When nothing lives forever, why do we behave like this isn’t the case? I realised in this stream of thought that in the fear of death, we are afraid of life. If we have become so conditioned, then perhaps we aren’t living life to its fullest, simply pretending that it isn’t happening, that we aren’t all ageing and heading in one direction.
My thoughts turned to my own life. On this platform I made a pact with myself that I would start to live my life like I wanted to, to take control of it, live it fully, and to do what first makes me happy and keeps me healthy. It was time to stop living in fear, to stop being afraid of what might happen, or what people might think, and just lean in and go for it.

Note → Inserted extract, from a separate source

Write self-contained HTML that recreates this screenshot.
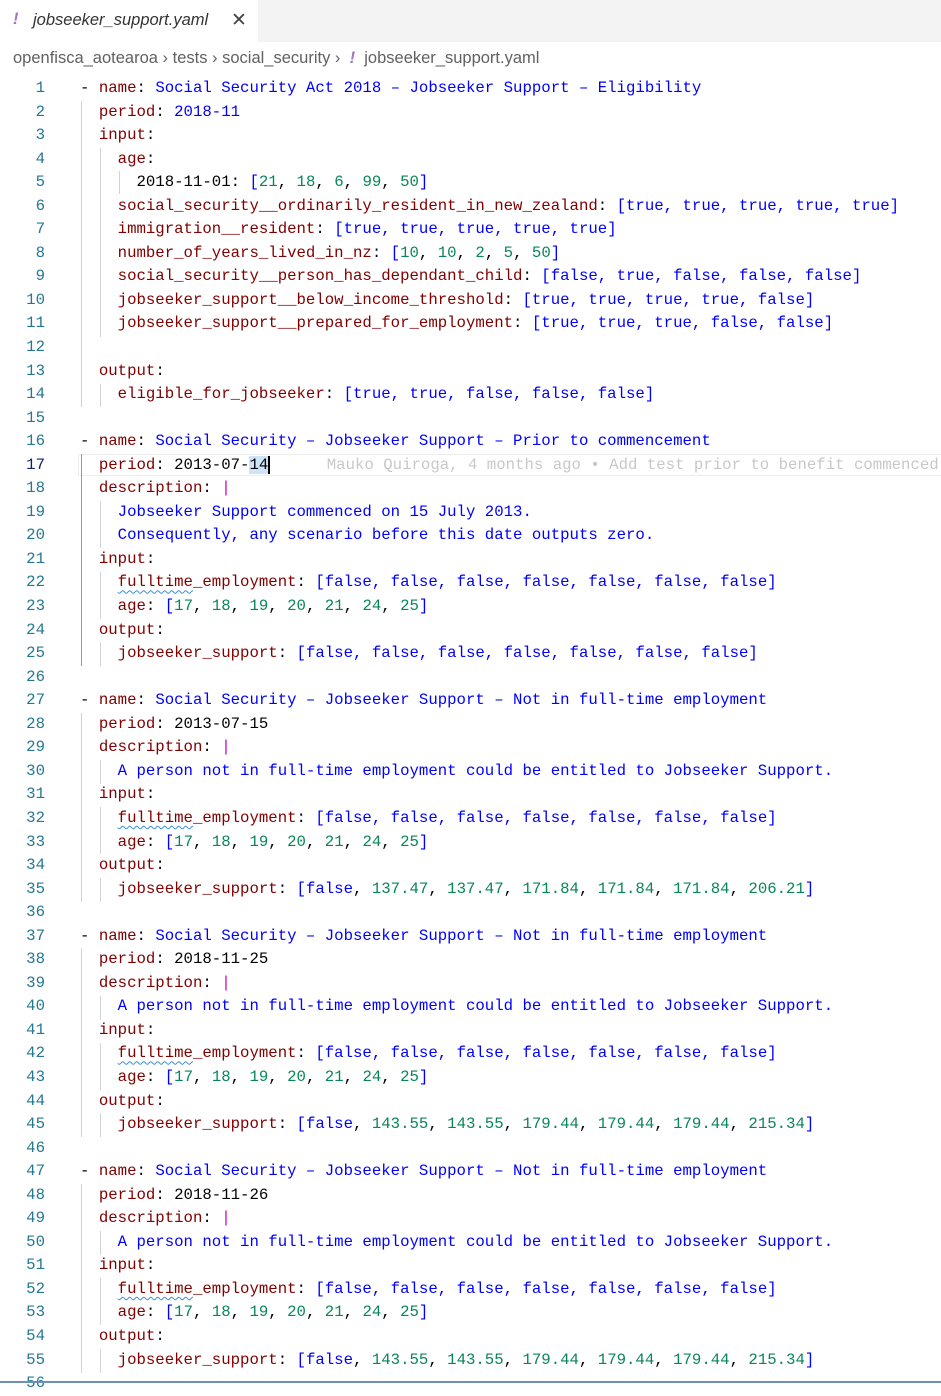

Around 30-40 minutes into the burning a limb fell off the pile of wood – the hip socket had clearly snap crackled and popped open and the whole left leg had fallen onto the ground. It was unceremoniously launched back onto the fire with a long stick. Yes this happened. The old me would have cringed. The new me saw this as an essential step in the releasing of energy back into the ether, a necessary process that we all will go through.
In this major waking moment, I felt so much gratitude for the family that I watched, perhaps somewhat inappropriately, for almost 90 minutes. I tilted my head forward in respect, and gave thanks for the mother of this family, for the son that allowed me to watch, and for my own parents, family, and for everyone that got me to this point.
I calmly walked on along the bankside with a newfound sense of peace, passing architectural intricacies, coloured flags fluttering in the breeze, the sun constantly shining down onto this most magical of places.
Architectural details, the banks in the distance filled by bathers, the classic style of boat.
Even midway into my trip to India, Varanasi was the most surprising and challenging of culture shocks. I went in head on, noting everything that I saw, absorbing everything I could hear, and took in the very specific smells. In its unabashed and authentic way, this most special city gave me a chance to really feel what I needed to feel…I found a truth that will stay in my heart forever.
When life presents you with discomfort, it’s so easy to lean back, thus avoiding the pain that is presented. My experience tells me to lean on in. It’s only when you find and face real discomfort or pain that you find out who you truly are, and what it really is all about.